--- Task instructions ---
Locate all lines with the word "React". Copy them.

--- Dataset excerpt ---
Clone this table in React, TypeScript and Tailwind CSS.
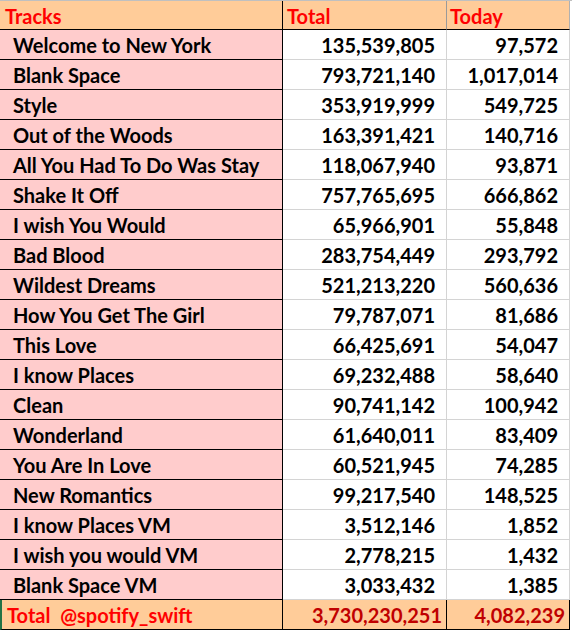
import React from 'react';

const rows: [string, string, string][] = [
  ['Welcome to New York', '135,539,805', '97,572'],
  ['Blank Space', '793,721,140', '1,017,014'],
  ['Style', '353,919,999', '549,725'],
  ['Out of the Woods', '163,391,421', '140,716'],
  ['All You Had To Do Was Stay', '118,067,940', '93,871'],
  ['Shake It Off', '757,765,695', '666,862'],
  ['I wish You Would', '65,966,901', '55,848'],
  ['Bad Blood', '283,754,449', '293,792'],
  ['Wildest Dreams', '521,213,220', '560,636'],
  ['How You Get The Girl', '79,787,071', '81,686'],
  ['This Love', '66,425,691', '54,047'],
  ['I know Places', '69,232,488', '58,640'],
  ['Clean', '90,741,142', '100,942'],
  ['Wonderland', '61,640,011', '83,409'],
  ['You Are In Love', '60,521,945', '74,285'],
  ['New Romantics', '99,217,540', '148,525'],
  ['I know Places VM', '3,512,146', '1,852'],
  ['I wish you would VM', '2,778,215', '1,432'],
  ['Blank Space VM', '3,033,432', '1,385'],
];

const App: React.FC = () => {
  return (
    <div className="w-[572px] h-[632px] bg-white font-['Lato','Liberation_Sans',sans-serif] font-bold text-[20px] leading-none text-black">
      {/* Header */}
      <div className="flex h-[30px] border-t border-[#c0c0c0] bg-white">
        <div className="w-[283px] flex items-center pl-[5px] pt-[2px] bg-[#ffcc99] text-[#ff0000] border-r border-b border-black">Tracks</div>
        <div className="w-[164px] flex items-center pl-[4px] pt-[2px] bg-[#ffcc99] text-[#ff0000] border-r border-b border-r-[#9a9a9a] border-b-black">Total</div>
        <div className="w-[123px] flex items-center pl-[3px] pt-[2px] bg-[#ffcc99] text-[#ff0000] border-r border-b border-r-[#b0b0b0] border-b-black">Today</div>
      </div>

      {/* Tracks */}
      {rows.map(([name, total, today]) => (
        <div key={name} className="flex h-[30px]">
          <div className="w-[283px] flex items-center pl-[13px] pt-[1px] bg-[#ffcccc] border-r border-b border-black">{name}</div>
          <div className="w-[164px] flex items-center justify-end pr-[11px] pt-[1px] border-r border-b border-[#d4d4d4]">{total}</div>
          <div className="w-[123px] flex items-center justify-end pr-[11px] pt-[1px] border-r border-b border-[#d4d4d4]">{today}</div>
        </div>
      ))}

      {/* Total */}
      <div className="flex h-[30px]">
        <div className="w-[283px] flex items-center pl-[5px] pt-[1px] bg-[#ffcc99] text-[#ff0000] border-l-2 border-l-[#217346] border-r border-b border-r-black border-b-black">Total&nbsp;&nbsp;@spotify_swift</div>
        <div className="w-[164px] flex items-center justify-end pr-[4px] pt-[1px] bg-[#ffcc99] text-[#c00000] border-r border-b border-black">3,730,230,251</div>
        <div className="w-[123px] flex items-center justify-end pr-[4px] pt-[1px] bg-[#ffcc99] text-[#c00000] border-r border-b border-black">4,082,239</div>
      </div>
    </div>
  );
};

export default App;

--- Solution to this task ---
Clone this table in React, TypeScript and Tailwind CSS.
import React from 'react';
const App: React.FC = () => {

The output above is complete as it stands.